Writing several books before about guidance in parenting and dealing with risky behaviour while producing a memoir at 46 years old may seem quite young for some people, but Veronica has her own reasons: “I feel like these proverbs represent me better ‘Gajah mati meninggalkan gading, harimau mati meninggalkan belang’ (dead elephant left its ivory, dead tiger shed its stripes). People leave a legacy through their writings.
“I believe this memoir is the A series. There will be a B series, maybe in the next 10 to 20 years,” she grins. “But in between, I’m thinking to write a few books, more like ‘how-to’ book. The ideas will be fun, with subjects about doing social enterprise for dummies and how-to have fun in fundraising,” says the woman who is recognised as one of the United Nations’ nine Solutions Makers.

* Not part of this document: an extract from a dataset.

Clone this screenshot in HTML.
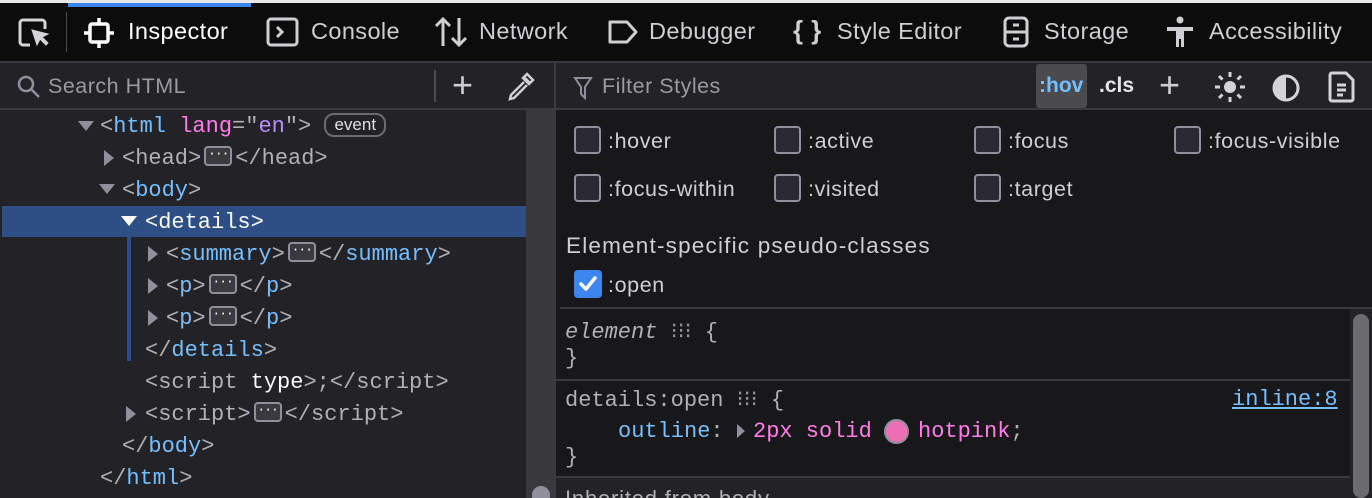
<!DOCTYPE html>
<html><head><meta charset="utf-8"><style>
*{margin:0;padding:0;box-sizing:border-box}
html,body{width:1372px;height:498px;overflow:hidden}
body{background:#18181b;font-family:"Liberation Sans",sans-serif;position:relative;color:#fbfbfe}
.a{position:absolute;white-space:nowrap}
.m{font-family:"Liberation Mono","DejaVu Sans Mono",monospace;font-size:22px}
.g{color:#b1b1b3}.b{color:#75bfff}.p{color:#ff7de9}.v{color:#b98eff}.w{color:#fbfbfe}
.tab{position:absolute;top:18px;font-size:23.5px;letter-spacing:0.4px;color:#cfcfd3}
.dots{display:inline-block;width:28px;height:20px;border:2px solid #8f8f9d;border-radius:4px;background:#3a3a3e;vertical-align:middle;margin:0 3px;position:relative;top:-2px;text-align:center;line-height:12px;font-size:13px;color:#fff;letter-spacing:-1px}
.tri{position:absolute;width:0;height:0}
.cb{position:absolute;width:27px;height:28px;border:2px solid #8f8f9d;border-radius:4px;background:#2b2a33}
.cl{position:absolute;font-size:21.5px;letter-spacing:0.6px;color:#cfcfd3}
</style></head><body>
<div class="a" style="left:0;top:0;width:1372px;height:3px;background:#e8e8ea"></div>
<div class="a" style="left:0;top:3px;width:1372px;height:58px;background:#0c0c0d"></div>
<div class="a" style="left:68px;top:3px;width:183px;height:4px;background:#3d86ef"></div>
<div class="a" style="left:66px;top:12px;width:1px;height:40px;background:#4a4a4f"></div>
<svg class="a" style="left:18px;top:18px" width="32" height="30" viewBox="0 0 32 30" fill="none" stroke="#d4d4d8" stroke-width="3"><path d="M12 27H5a3 3 0 0 1-3-3V5a3 3 0 0 1 3-3h19a3 3 0 0 1 3 3v6"/><path d="M14 12l5 15 3-6 6 6 2-2-6-6 6-3z" fill="#d4d4d8" stroke-width="1"/></svg>
<svg class="a" style="left:83px;top:16px" width="32" height="34" viewBox="0 0 32 34" fill="none" stroke="#fff" stroke-width="3.5"><rect x="7" y="8" width="18" height="18" rx="2"/><path d="M16 2v6M16 26v6M1 17h6M25 17h6"/></svg>
<div class="tab" style="left:128px;color:#fff">Inspector</div>
<svg class="a" style="left:266px;top:17px" width="34" height="30" viewBox="0 0 34 30" fill="none" stroke="#cfcfd3" stroke-width="3"><rect x="2" y="2" width="29" height="26" rx="3"/><path d="M11 10l5 5-5 5"/></svg>
<div class="tab" style="left:311px">Console</div>
<svg class="a" style="left:434px;top:16px" width="34" height="32" viewBox="0 0 34 32" fill="none" stroke="#cfcfd3" stroke-width="3"><path d="M9 30V3M2 10l7-7 7 7M25 2v27M18 22l7 7 7-7"/></svg>
<div class="tab" style="left:479px">Network</div>
<svg class="a" style="left:607px;top:19px" width="32" height="26" viewBox="0 0 32 26" fill="none" stroke="#cfcfd3" stroke-width="3"><path d="M3 3h17l9 10-9 10H3z" stroke-linejoin="round"/></svg>
<div class="tab" style="left:649px">Debugger</div>
<div class="tab" style="left:793px;font-size:26px;top:15px;font-weight:bold">{ }</div>
<div class="tab" style="left:837px">Style Editor</div>
<svg class="a" style="left:1003px;top:16px" width="26" height="32" viewBox="0 0 26 32" fill="none" stroke="#cfcfd3" stroke-width="3"><rect x="2" y="2" width="22" height="28" rx="4"/><path d="M2 16h22M10 9h6M10 23h6"/></svg>
<div class="tab" style="left:1044px">Storage</div>
<svg class="a" style="left:1166px;top:16px" width="28" height="32" viewBox="0 0 28 32"><circle cx="14" cy="4" r="3.5" fill="#cfcfd3"/><path d="M1 11h26v4h-9v16h-3v-8h-2v8h-3V15H1z" fill="#cfcfd3"/></svg>
<div class="tab" style="left:1209px">Accessibility</div>

<div class="a" style="left:0;top:61px;width:556px;height:49px;background:#232327;border-top:2px solid #3a3a3e;border-bottom:2px solid #3a3a3e"></div>
<svg class="a" style="left:17px;top:75px" width="24" height="24" viewBox="0 0 24 24" fill="none" stroke="#8f8f9d" stroke-width="2.5"><circle cx="9" cy="9" r="7"/><path d="M14 14l8 8"/></svg>
<div class="a" style="left:48px;top:74px;font-size:21.5px;letter-spacing:0.5px;color:#9a9aa0">Search HTML</div>
<div class="a" style="left:434px;top:70px;width:2px;height:32px;background:#4a4a4f"></div>
<div class="a" style="left:452px;top:64px;font-size:36px;color:#cfcfd3;font-weight:300">+</div>
<svg class="a" style="left:507px;top:72px" width="28" height="30" viewBox="0 0 28 30" fill="none" stroke="#cfcfd3" stroke-width="2.5"><path d="M17 5l6 6M20 2l6 6-4 4-6-6zM17 10L4 23l-1 4 4-1 13-13"/></svg>
<div class="a" style="left:554px;top:61px;width:2px;height:437px;background:#3a3a3e"></div>
<div class="a" style="left:556px;top:61px;width:816px;height:49px;background:#232327;border-top:2px solid #3a3a3e;border-bottom:2px solid #3a3a3e"></div>
<svg class="a" style="left:573px;top:76px" width="20" height="24" viewBox="0 0 20 24" fill="none" stroke="#8f8f9d" stroke-width="2"><path d="M2 2h16l-6 9v11l-4-4v-7z"/></svg>
<div class="a" style="left:602px;top:74px;font-size:21.5px;letter-spacing:0.5px;color:#9a9aa0">Filter Styles</div>
<div class="a" style="left:1036px;top:64px;width:51px;height:44px;background:#4a4a4f;border-radius:3px"></div>
<div class="a" style="left:1039px;top:74px;font-size:21px;font-weight:bold;color:#75bfff">:hov</div>
<div class="a" style="left:1099px;top:74px;font-size:21px;font-weight:bold;color:#e6e6ea">.cls</div>
<div class="a" style="left:1159px;top:64px;font-size:36px;color:#cfcfd3;font-weight:300">+</div>
<svg class="a" style="left:1214px;top:71px" width="32" height="32" viewBox="0 0 32 32" stroke="#d4d4d8" stroke-width="3" fill="#d4d4d8"><circle cx="16" cy="16" r="6" stroke="none"/><path d="M16 1v5M16 26v5M1 16h5M26 16h5M5 5l3.5 3.5M23.5 23.5L27 27M5 27l3.5-3.5M23.5 8.5L27 5"/></svg>
<svg class="a" style="left:1271px;top:73px" width="30" height="30" viewBox="0 0 30 30"><circle cx="15" cy="15" r="12" fill="none" stroke="#d4d4d8" stroke-width="3"/><path d="M15 3A12 12 0 0 0 15 27Z" fill="#d4d4d8"/></svg>
<svg class="a" style="left:1328px;top:71px" width="28" height="32" viewBox="0 0 28 32" fill="none" stroke="#d4d4d8" stroke-width="3"><path d="M4 2h14l7 7v19a2 2 0 0 1-2 2H4a2 2 0 0 1-2-2V4a2 2 0 0 1 2-2z"/><path d="M9 14h9M9 19h9M9 24h6"/></svg>

<!-- left tree -->
<div class="a" style="left:0;top:110px;width:526px;height:388px;background:#232327"></div>
<div class="a" style="left:526px;top:110px;width:28px;height:388px;background:#38383d"></div>
<div class="a" style="left:532px;top:486px;width:18px;height:20px;border-radius:9px;background:#8f8f9d"></div>
<div class="a" style="left:2px;top:206px;width:524px;height:31px;background:#2d4f85"></div>
<div class="a" style="left:127px;top:237px;width:4px;height:124px;background:#2d4f85"></div>
<div class="tri" style="left:78px;top:121px;border-left:8px solid transparent;border-right:8px solid transparent;border-top:10px solid #8f8f9d"></div>
<div class="tri" style="left:104px;top:150px;border-top:8px solid transparent;border-bottom:8px solid transparent;border-left:10px solid #8f8f9d"></div>
<div class="tri" style="left:99px;top:184px;border-left:8px solid transparent;border-right:8px solid transparent;border-top:10px solid #8f8f9d"></div>
<div class="tri" style="left:121px;top:216px;border-left:8px solid transparent;border-right:8px solid transparent;border-top:10px solid #fff"></div>
<div class="tri" style="left:148px;top:246px;border-top:8px solid transparent;border-bottom:8px solid transparent;border-left:10px solid #8f8f9d"></div>
<div class="tri" style="left:148px;top:278px;border-top:8px solid transparent;border-bottom:8px solid transparent;border-left:10px solid #8f8f9d"></div>
<div class="tri" style="left:148px;top:310px;border-top:8px solid transparent;border-bottom:8px solid transparent;border-left:10px solid #8f8f9d"></div>
<div class="tri" style="left:126px;top:406px;border-top:8px solid transparent;border-bottom:8px solid transparent;border-left:10px solid #8f8f9d"></div>
<div class="a m g" style="left:100px;top:114px">&lt;<span class="b">html</span> <span class="p">lang</span>="<span class="v">en</span>"&gt; <span style="display:inline-block;border:2px solid #6b6b70;border-radius:10px;padding:0 8px;font-family:'Liberation Sans',sans-serif;font-size:17px;color:#e0e0e4;line-height:20px;position:relative;top:-2px">event</span></div>
<div class="a m g" style="left:122px;top:146px">&lt;head&gt;<span class="dots">···</span>&lt;/head&gt;</div>
<div class="a m g" style="left:122px;top:178px">&lt;<span class="b">body</span>&gt;</div>
<div class="a m w" style="left:145px;top:210px">&lt;details&gt;</div>
<div class="a m g" style="left:166px;top:242px">&lt;<span class="b">summary</span>&gt;<span class="dots">···</span>&lt;/<span class="b">summary</span>&gt;</div>
<div class="a m g" style="left:166px;top:274px">&lt;<span class="b">p</span>&gt;<span class="dots">···</span>&lt;/<span class="b">p</span>&gt;</div>
<div class="a m g" style="left:166px;top:306px">&lt;<span class="b">p</span>&gt;<span class="dots">···</span>&lt;/<span class="b">p</span>&gt;</div>
<div class="a m g" style="left:145px;top:338px">&lt;/<span class="b">details</span>&gt;</div>
<div class="a m g" style="left:145px;top:370px">&lt;script <span class="w">type</span>&gt;;&lt;/script&gt;</div>
<div class="a m g" style="left:145px;top:402px">&lt;script&gt;<span class="dots">···</span>&lt;/script&gt;</div>
<div class="a m g" style="left:122px;top:434px">&lt;/<span class="b">body</span>&gt;</div>
<div class="a m g" style="left:100px;top:466px">&lt;/<span class="b">html</span>&gt;</div>

<!-- right -->
<div class="cb" style="left:574px;top:126px"></div><div class="cl" style="left:608px;top:129px">:hover</div>
<div class="cb" style="left:774px;top:126px"></div><div class="cl" style="left:808px;top:129px">:active</div>
<div class="cb" style="left:974px;top:126px"></div><div class="cl" style="left:1008px;top:129px">:focus</div>
<div class="cb" style="left:1174px;top:126px"></div><div class="cl" style="left:1208px;top:129px">:focus-visible</div>
<div class="cb" style="left:574px;top:174px"></div><div class="cl" style="left:608px;top:177px">:focus-within</div>
<div class="cb" style="left:774px;top:174px"></div><div class="cl" style="left:808px;top:177px">:visited</div>
<div class="cb" style="left:974px;top:174px"></div><div class="cl" style="left:1008px;top:177px">:target</div>
<div class="cl" style="left:566px;top:233px;font-size:22.5px;letter-spacing:1.2px">Element-specific pseudo-classes</div>
<div class="a" style="left:574px;top:270px;width:28px;height:28px;border-radius:4px;background:#3d86ef"></div>
<svg class="a" style="left:578px;top:274px" width="20" height="20" viewBox="0 0 20 20" fill="none" stroke="#fff" stroke-width="3.5" stroke-linecap="round" stroke-linejoin="round"><path d="M3 10l5 5 9-11"/></svg>
<div class="cl" style="left:608px;top:273px">:open</div>
<div class="a" style="left:560px;top:307px;width:812px;height:2px;background:#3a3a3e"></div>
<div class="a" style="left:556px;top:309px;width:794px;height:189px;background:#18181b"></div>
<div class="a" style="left:1350px;top:309px;width:22px;height:189px;background:#232327"></div>
<div class="a" style="left:1353px;top:314px;width:16px;height:184px;border-radius:8px;background:#6b6b70"></div>
<div class="a m g" style="left:565px;top:319px"><i style="font-style:italic">element</i> <span style="color:#8f8f9d">⁝⁝⁝</span> {</div>
<div class="a m g" style="left:565px;top:346px">}</div>
<div class="a" style="left:556px;top:379px;width:794px;height:2px;background:#3a3a3e"></div>
<div class="a m g" style="left:565px;top:387px">details:open <span style="color:#8f8f9d">⁝⁝⁝</span> {</div>
<div class="a m b" style="left:1232px;top:387px;text-decoration:underline">inline:8</div>
<div class="a m" style="left:618px;top:419px"><span class="b">outline</span><span class="g">:</span></div>
<div class="tri" style="left:737px;top:424px;border-top:7px solid transparent;border-bottom:7px solid transparent;border-left:8px solid #8f8f9d"></div>
<div class="a m p" style="left:753px;top:419px">2px solid</div>
<div class="a" style="left:884px;top:419px;width:25px;height:25px;border-radius:50%;background:#ec6fb4;border:2px solid #8f8f9d"></div>
<div class="a m p" style="left:918px;top:419px">hotpink<span class="g">;</span></div>
<div class="a m g" style="left:565px;top:445px">}</div>
<div class="a" style="left:556px;top:476px;width:794px;height:2px;background:#3a3a3e"></div>
<div class="a" style="left:556px;top:478px;width:794px;height:20px;background:#232327"></div>
<div class="a g" style="left:565px;top:486px;font-size:22px;letter-spacing:0.8px">Inherited from body</div>
</body></html>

Aside from writing, Veronica, a holder of a Master’s degree in Social Science from Imperial College London, finds joy in sharing. “I love to speak a lot to everyone as young as the fifth grader to university students and I think mentoring young people is awesome. The investment at that age is golden. I see myself going forward in the next 20 years doing what I truly love” she says.
She recently became a Big Circle mentor, along with Arto Soebiantoro (CEO of Gambaran Brand), Rene Suhardono (Limitless Campus), William Tanuwijaya (CEO of Tokopedia), Billy Boen (founder of Young on Top) and others. “These are really amazing, selfless people who continuously inspire and make a real impact in the world every day,” says Veronica.
This year, YCAB placed at No. 40 among the world’s top 500 NGOs. It’s the only NGO from Indonesia in the top 50. What is Veronica’s hope for the future? “I hope that YCAB will outlive me. Because the cause itself is noble: helping youth to be self reliant should stand for hundreds of years. That will be my greatest contribution to the world. Seems ambitious but not impossible. I purposely built a structure that perpetuates YCAB’s existence in the world. Why? Because this is not just YCAB business – it’s about our nation’s presence in the world.
“But everything YCAB has done, I owe it all to God’s grace. When people ask me ‘how have you achieved all this, Veronica?’ Honestly, a lot of things I didn’t know how to do it all at the beginning, but I guess God led the way. His grace truly flows when you are simply willing.”